Related to this decision rule, I shall argue that, any effort on the part of the government/state at the present development conjuncture, to commit scarce resources towards establishing a local oil refinery (whether on its own or otherwise jointly), would be ill-advised. This holds, even if as claimed, this is being done in order to advance upstream value-added to its downstream discovery of crude oil. The reason for taking this strong position will become clearer as the analysis proceeds. I wish to emphasize this observation up front, as further comment will focus on whether a state-owned oil refinery would generate positive returns or not. The deeper economic issue that faces the country, in my opinion, is the need to compare returns from a state-owned oil refinery (whether positive or negative) with other available alternative investments at that scale.

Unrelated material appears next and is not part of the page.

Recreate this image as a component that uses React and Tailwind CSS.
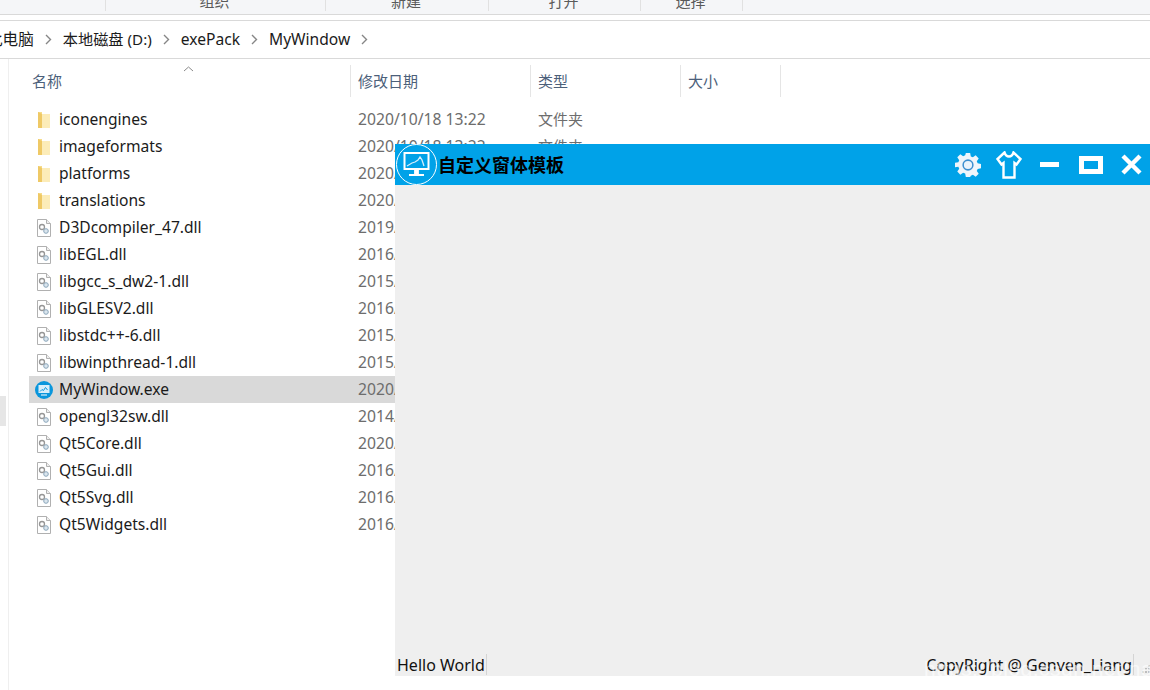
import React from "react";

const uiFont = { fontFamily: '"Noto Sans", "Noto Sans CJK SC", sans-serif' };

const files = [
  { name: "iconengines", date: "2020/10/18 13:22", type: "文件夹", kind: "folder" },
  { name: "imageformats", date: "2020/10/18 13:22", type: "文件夹", kind: "folder" },
  { name: "platforms", date: "2020/10/18 13:22", type: "文件夹", kind: "folder" },
  { name: "translations", date: "2020/10/18 13:22", type: "文件夹", kind: "folder" },
  { name: "D3Dcompiler_47.dll", date: "2019/1/1 12:00", kind: "dll" },
  { name: "libEGL.dll", date: "2016/1/1 12:00", kind: "dll" },
  { name: "libgcc_s_dw2-1.dll", date: "2015/1/1 12:00", kind: "dll" },
  { name: "libGLESV2.dll", date: "2016/1/1 12:00", kind: "dll" },
  { name: "libstdc++-6.dll", date: "2015/1/1 12:00", kind: "dll" },
  { name: "libwinpthread-1.dll", date: "2015/1/1 12:00", kind: "dll" },
  { name: "MyWindow.exe", date: "2020/10/18 13:22", kind: "exe", selected: true },
  { name: "opengl32sw.dll", date: "2014/1/1 12:00", kind: "dll" },
  { name: "Qt5Core.dll", date: "2020/1/1 12:00", kind: "dll" },
  { name: "Qt5Gui.dll", date: "2016/1/1 12:00", kind: "dll" },
  { name: "Qt5Svg.dll", date: "2016/1/1 12:00", kind: "dll" },
  { name: "Qt5Widgets.dll", date: "2016/1/1 12:00", kind: "dll" },
];

const FolderIcon = () => (
  <svg width="16" height="18" viewBox="0 0 16 18">
    <path d="M2 1h4v16H2z" fill="#f6dc8c" />
    <path d="M6 3h8v14H6z" fill="#fcecb8" />
    <path d="M2 1l4 2v14H2z" fill="#efc966" />
  </svg>
);

const DllIcon = () => (
  <svg width="16" height="18" viewBox="0 0 16 18">
    <path d="M1.500.5h9l4 4v13h-13z" fill="#fff" stroke="#b0b0b0" />
    <path d="M10.500.5v4h4" fill="#eee" stroke="#b0b0b0" />
    <circle cx="6" cy="8" r="2.500" fill="none" stroke="#969696" strokeWidth="1.300" />
    <circle cx="10" cy="12" r="2.300" fill="#dbe6ee" stroke="#8aa5ba" />
  </svg>
);

const ExeIcon = () => (
  <svg width="18" height="18" viewBox="0 0 18 18">
    <circle cx="9" cy="9" r="9" fill="#0a96dc" />
    <rect x="3.500" y="4" width="11" height="8" fill="#d8eefa" />
    <path d="M5 10.500l2-2 1.500 1 2-3 2 2.500" fill="none" stroke="#0a96dc" />
    <path d="M6 14h6" stroke="#d8eefa" strokeWidth="1.200" />
  </svg>
);

const icons = { folder: FolderIcon, dll: DllIcon, exe: ExeIcon };

const Chevron = () => (
  <svg width="7" height="11" viewBox="0 0 7 11" className="shrink-0">
    <path d="M1 1l4.500 4.500L1 10" fill="none" stroke="#868686" strokeWidth="1.400" />
  </svg>
);

const FileRow = ({ file }) => {
  const Icon = icons[file.kind];
  return (
    <div
      className={`flex h-[27px] w-[735px] items-center ${file.selected ? "bg-[#d9d9d9]" : ""}`}
    >
      <div className="flex w-[30px] shrink-0 justify-center">
        <Icon />
      </div>
      <span className="w-[299px] shrink-0 text-[15.6px] text-[#1b1b1b]">{file.name}</span>
      <span className="w-[180px] shrink-0 text-[15.7px] text-[#6d6d6d]">{file.date}</span>
      <span className="text-[15px] text-[#6d6d6d]">{file.type}</span>
    </div>
  );
};

const HeaderCell = ({ width, children }) => (
  <div className={`flex h-8 items-center border-r border-[#e5e5e5] pl-[7px] text-[15px] text-[#4c607a] ${width}`}>
    {children}
  </div>
);

const Toolbar = () => (
  <div className="relative h-[15px] overflow-hidden border-b border-[#d9d9d9] bg-[#f5f6f8]">
    <div className="flex h-[11px] items-end text-[15px] leading-none text-[#5a5a5a]">
      {[
        ["w-[106px]", ""],
        ["w-[220px]", "组织"],
        ["w-[163px]", "新建"],
        ["w-[152px]", "打开"],
        ["w-[102px]", "选择"],
      ].map(([width, label], i) => (
        <div key={i} className={`flex h-[11px] justify-center border-r border-[#e1e1e1] ${width}`}>
          <span className="mt-[-6px] mr-[2px]">{label}</span>
        </div>
      ))}
    </div>
  </div>
);

const AddressBar = () => (
  <div className="mt-[5px] flex h-[39px] items-center gap-[11px] overflow-hidden border-y border-[#d9d9d9] bg-white text-[15.6px] text-[#1b1b1b]">
    <span className="ml-[-13px] whitespace-nowrap">此电脑</span>
    <Chevron />
    <span className="whitespace-nowrap text-[15.2px]">本地磁盘 (D:)</span>
    <Chevron />
    <span>exePack</span>
    <Chevron />
    <span>MyWindow</span>
    <Chevron />
  </div>
);

const GearIcon = () => (
  <svg width="26" height="26" viewBox="0 0 24 24">
    <path
      fillRule="evenodd"
      d="M10 1h4l.6 3.100 1.900.8 2.600-1.800 2.800 2.800-1.800 2.600.8 1.900 3.100.6v4l-3.100.6-.8 1.900 1.800 2.600-2.800 2.800-2.600-1.800-1.900.8L14 23h-4l-.6-3.100-1.900-.8-2.600 1.800-2.800-2.800 1.800-2.600-.8-1.900L0 14v-4l3.100-.6.8-1.900-1.800-2.600 2.800-2.800 2.600 1.800 1.900-.8z"
      fill="#eef5fb"
    />
    <circle cx="12" cy="12" r="4.500" fill="#eaf3fb" stroke="#3d8fd0" strokeWidth="1.400" />
  </svg>
);

const ShirtIcon = () => (
  <svg width="26" height="28" viewBox="0 0 26 28">
    <path
      d="M8.500 1.500L1.500 8l4 5.500 2-1.500v14.500h11V12l2 1.500 4-5.500-7-6.500c-1 3-3 4-4.500 4s-3.500-1-4.500-4z"
      fill="none"
      stroke="#fff"
      strokeWidth="2.400"
    />
  </svg>
);

const MinIcon = () => <div className="h-[5px] w-[19px] bg-white" />;

const MaxIcon = () => <div className="h-[18px] w-6 border-[5px] border-white" />;

const CloseIcon = () => (
  <svg width="21" height="21" viewBox="0 0 21 21">
    <path d="M2 2l17 17M19 2L2 19" stroke="#fff" strokeWidth="4.400" />
  </svg>
);

const LogoIcon = () => (
  <div className="absolute left-[1px] top-0 flex h-[41px] w-[41px] items-center justify-center rounded-full border border-white bg-[#00a2e8]">
    <svg width="27" height="25" viewBox="0 0 27 25">
      <rect x="1.500" y="1" width="24" height="16" fill="none" stroke="#fff" strokeWidth="2" />
      <path d="M4 14l5-3 3-1 3-2 2-3 2 3 2 6" fill="none" stroke="#d6eefb" strokeWidth="1.300" />
      <path d="M12 18h3v4h-3zM6 23h15" stroke="#fff" strokeWidth="1.800" fill="#fff" />
    </svg>
  </div>
);

const QtWindow = () => (
  <div className="absolute left-[395px] top-[144px] flex h-[532px] w-[755px] flex-col bg-[#efefef]">
    <div className="relative flex h-[41px] shrink-0 items-center bg-[#00a2e8]">
      <LogoIcon />
      <span
        className="ml-[43px] text-[18px] font-bold text-black"
        style={{ fontFamily: '"Noto Sans CJK SC", sans-serif' }}
      >
        自定义窗体模板
      </span>
      <div className="ml-auto mr-[-2px] flex h-full items-center">
        <div className="flex w-[41px] justify-center"><GearIcon /></div>
        <div className="flex w-[41px] justify-center"><ShirtIcon /></div>
        <div className="flex w-[41px] justify-center"><MinIcon /></div>
        <div className="flex w-[41px] justify-center"><MaxIcon /></div>
        <div className="flex w-[41px] justify-center"><CloseIcon /></div>
      </div>
    </div>
    <div className="flex-1" />
    <div className="relative flex h-[23px] shrink-0 items-center justify-between pl-[2px] text-[16px] text-[#111]">
      <span className="flex h-[21px] w-[90px] items-center whitespace-nowrap border-r border-[#d4d4d4]">Hello World</span>
      <span className="mr-[16px] flex h-[21px] items-center whitespace-nowrap border-r border-[#d4d4d4] pr-[1px]">
        CopyRight @ Genven_Liang
      </span>
      <div className="absolute bottom-[3px] right-0 grid grid-cols-3 gap-[1px]">
        {[0, 1, 2, 3, 4, 5, 6, 7, 8].map((n) => (
          <div key={n} className={`h-[2px] w-[2px] ${[2, 4, 5, 6, 7, 8].includes(n) ? "bg-[#bdbdbd]" : ""}`} />
        ))}
      </div>
    </div>
  </div>
);

const App = () => (
  <div className="relative h-[690px] w-[1150px] overflow-hidden bg-white" style={uiFont}>
    <Toolbar />
    <AddressBar />
    <div className="flex h-[631px]">
      <div className="w-[9px] shrink-0 border-r border-[#efefef] pt-[337px]">
        <div className="h-[30px] w-[6px] bg-[#e6e6e6]" />
      </div>
      <div className="flex-1 pl-5">
        <div className="mt-[6px] flex">
          <div className="relative flex h-8 w-[322px] items-center border-r border-[#e5e5e5] pl-[3px] text-[15px] text-[#4c607a]">
            名称
            <svg width="11" height="6" viewBox="0 0 11 6" className="absolute left-[154px] top-[1px]">
              <path d="M1 5l4.500-4L10 5" fill="none" stroke="#8a8a8a" />
            </svg>
          </div>
          <HeaderCell width="w-[180px]">修改日期</HeaderCell>
          <HeaderCell width="w-[150px]">类型</HeaderCell>
          <HeaderCell width="w-[100px]">大小</HeaderCell>
        </div>
        <div className="mt-[9px]">
          {files.map((file) => (
            <FileRow key={file.name} file={file} />
          ))}
        </div>
      </div>
    </div>
    <QtWindow />
    <span className="absolute left-[924px] top-[653px] text-[21px] tracking-[0.5px] text-white/60" style={{ fontFamily: '"Liberation Sans", sans-serif' }}>
      https://blog.csdn.net/nanfeibuyi
    </span>
  </div>
);

export default App;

This is the economically efficient decision rule for the country to follow.

In other words, as I have repeatedly stressed in these Sunday columns, Guyana’s decision rule is to find always, the best possible alternative use for its scarce investable resources.

Mini oil refineries

While most of my evaluative comment to follow will focus on a state-owned oil refinery, it should be noted that several of the proposals which have surfaced in the media in recent years (post 2010) have sought to advance private local oil refineries. This is largely based on the recent global trend towards installing modular mini-refineries. We saw this in our earlier description of China’s ‘teapot’ refineries, the proliferation of mini-refineries in Africa, and their establishment, even in the United States. The unspoken expectation however, is for these refineries to receive their crude slate out of Guyana’s profit oil, at presumably less than world market prices.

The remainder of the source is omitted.